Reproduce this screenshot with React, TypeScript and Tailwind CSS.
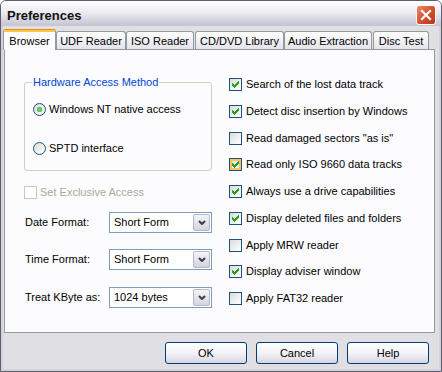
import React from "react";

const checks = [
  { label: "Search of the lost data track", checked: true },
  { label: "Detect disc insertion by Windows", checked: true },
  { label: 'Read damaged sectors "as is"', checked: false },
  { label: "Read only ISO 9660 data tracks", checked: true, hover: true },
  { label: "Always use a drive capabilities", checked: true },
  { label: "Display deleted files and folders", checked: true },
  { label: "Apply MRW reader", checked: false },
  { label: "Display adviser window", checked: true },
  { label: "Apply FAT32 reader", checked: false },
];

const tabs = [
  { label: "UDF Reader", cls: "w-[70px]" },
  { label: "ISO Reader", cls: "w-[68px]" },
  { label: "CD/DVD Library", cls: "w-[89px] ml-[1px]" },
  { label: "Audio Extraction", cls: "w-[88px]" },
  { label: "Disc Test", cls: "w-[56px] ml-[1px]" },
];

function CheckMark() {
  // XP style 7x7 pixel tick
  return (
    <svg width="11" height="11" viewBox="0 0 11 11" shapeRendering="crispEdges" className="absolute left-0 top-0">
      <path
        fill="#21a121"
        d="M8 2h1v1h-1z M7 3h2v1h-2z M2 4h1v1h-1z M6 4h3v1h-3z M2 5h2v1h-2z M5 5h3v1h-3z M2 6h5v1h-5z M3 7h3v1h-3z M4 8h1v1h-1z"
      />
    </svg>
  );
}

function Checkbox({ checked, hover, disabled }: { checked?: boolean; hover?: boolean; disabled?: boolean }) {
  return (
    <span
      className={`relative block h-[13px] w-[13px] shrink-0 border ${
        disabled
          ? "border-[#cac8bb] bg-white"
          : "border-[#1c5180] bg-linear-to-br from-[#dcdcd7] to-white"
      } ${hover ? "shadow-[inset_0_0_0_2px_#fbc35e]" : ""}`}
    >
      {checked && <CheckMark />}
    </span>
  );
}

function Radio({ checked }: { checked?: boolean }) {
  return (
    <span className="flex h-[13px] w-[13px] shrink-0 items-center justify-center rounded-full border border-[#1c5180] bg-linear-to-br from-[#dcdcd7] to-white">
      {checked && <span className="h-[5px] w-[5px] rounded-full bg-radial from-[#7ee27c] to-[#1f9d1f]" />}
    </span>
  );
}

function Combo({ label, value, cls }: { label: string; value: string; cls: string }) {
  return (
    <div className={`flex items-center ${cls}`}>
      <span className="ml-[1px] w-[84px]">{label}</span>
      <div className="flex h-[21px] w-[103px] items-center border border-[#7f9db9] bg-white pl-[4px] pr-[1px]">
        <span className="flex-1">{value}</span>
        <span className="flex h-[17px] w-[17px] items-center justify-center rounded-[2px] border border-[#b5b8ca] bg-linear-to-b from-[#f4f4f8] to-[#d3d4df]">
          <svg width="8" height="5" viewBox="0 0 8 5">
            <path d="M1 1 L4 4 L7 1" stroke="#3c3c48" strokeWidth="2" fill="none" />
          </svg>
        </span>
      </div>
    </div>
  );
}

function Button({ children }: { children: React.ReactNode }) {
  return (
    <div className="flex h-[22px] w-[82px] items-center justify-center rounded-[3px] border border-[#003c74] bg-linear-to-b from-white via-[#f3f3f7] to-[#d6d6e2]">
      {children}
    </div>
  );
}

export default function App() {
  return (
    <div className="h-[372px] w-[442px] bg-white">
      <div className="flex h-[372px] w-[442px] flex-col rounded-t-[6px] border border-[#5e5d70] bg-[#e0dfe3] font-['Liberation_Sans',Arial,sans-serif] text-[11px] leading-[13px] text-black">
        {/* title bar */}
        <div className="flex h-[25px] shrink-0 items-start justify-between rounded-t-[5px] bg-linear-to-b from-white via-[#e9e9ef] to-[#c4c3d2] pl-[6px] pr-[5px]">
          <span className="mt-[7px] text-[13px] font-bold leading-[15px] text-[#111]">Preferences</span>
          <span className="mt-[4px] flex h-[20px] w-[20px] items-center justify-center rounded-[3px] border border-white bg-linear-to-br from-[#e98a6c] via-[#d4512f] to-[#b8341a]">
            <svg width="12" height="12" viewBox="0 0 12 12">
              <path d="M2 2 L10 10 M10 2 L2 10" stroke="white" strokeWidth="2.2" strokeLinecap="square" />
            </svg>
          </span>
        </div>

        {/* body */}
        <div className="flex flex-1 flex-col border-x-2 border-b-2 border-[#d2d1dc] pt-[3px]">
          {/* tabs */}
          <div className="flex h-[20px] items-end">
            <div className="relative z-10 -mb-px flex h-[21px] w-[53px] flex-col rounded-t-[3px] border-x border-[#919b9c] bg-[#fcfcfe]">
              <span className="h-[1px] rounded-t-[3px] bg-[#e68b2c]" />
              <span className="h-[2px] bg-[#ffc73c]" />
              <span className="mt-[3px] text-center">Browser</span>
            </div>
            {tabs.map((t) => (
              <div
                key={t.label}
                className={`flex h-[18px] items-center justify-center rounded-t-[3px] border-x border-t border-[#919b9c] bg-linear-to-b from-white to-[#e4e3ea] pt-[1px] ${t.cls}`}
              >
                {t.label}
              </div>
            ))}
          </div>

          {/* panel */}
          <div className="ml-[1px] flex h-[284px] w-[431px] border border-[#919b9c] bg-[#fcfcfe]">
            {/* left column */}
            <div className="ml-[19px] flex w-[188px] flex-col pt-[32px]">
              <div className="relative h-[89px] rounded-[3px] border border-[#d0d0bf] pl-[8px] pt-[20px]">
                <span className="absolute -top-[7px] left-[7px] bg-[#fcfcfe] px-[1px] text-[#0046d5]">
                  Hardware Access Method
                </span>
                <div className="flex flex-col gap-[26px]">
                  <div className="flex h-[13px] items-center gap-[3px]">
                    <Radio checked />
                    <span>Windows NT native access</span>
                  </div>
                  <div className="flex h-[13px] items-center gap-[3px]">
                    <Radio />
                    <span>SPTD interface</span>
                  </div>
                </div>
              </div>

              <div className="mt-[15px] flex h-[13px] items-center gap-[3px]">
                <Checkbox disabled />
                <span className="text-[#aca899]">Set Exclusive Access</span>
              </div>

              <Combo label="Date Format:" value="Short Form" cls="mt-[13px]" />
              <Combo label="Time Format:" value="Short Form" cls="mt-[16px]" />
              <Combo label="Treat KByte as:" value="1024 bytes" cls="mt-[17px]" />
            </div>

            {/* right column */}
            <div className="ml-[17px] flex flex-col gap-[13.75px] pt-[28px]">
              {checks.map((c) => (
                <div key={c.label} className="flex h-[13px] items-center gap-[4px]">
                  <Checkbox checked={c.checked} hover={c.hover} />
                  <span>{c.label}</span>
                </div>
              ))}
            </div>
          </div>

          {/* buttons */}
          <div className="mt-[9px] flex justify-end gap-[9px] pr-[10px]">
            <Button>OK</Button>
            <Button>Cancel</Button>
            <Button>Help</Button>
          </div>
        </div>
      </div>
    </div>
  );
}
§ §
→ **GIVEN EXERCISE**: Copy, from the material above, each line in which the string "React" occurs.

→ **WRITTEN ANSWER**:
Reproduce this screenshot with React, TypeScript and Tailwind CSS.
import React from "react";
function Button({ children }: { children: React.ReactNode }) {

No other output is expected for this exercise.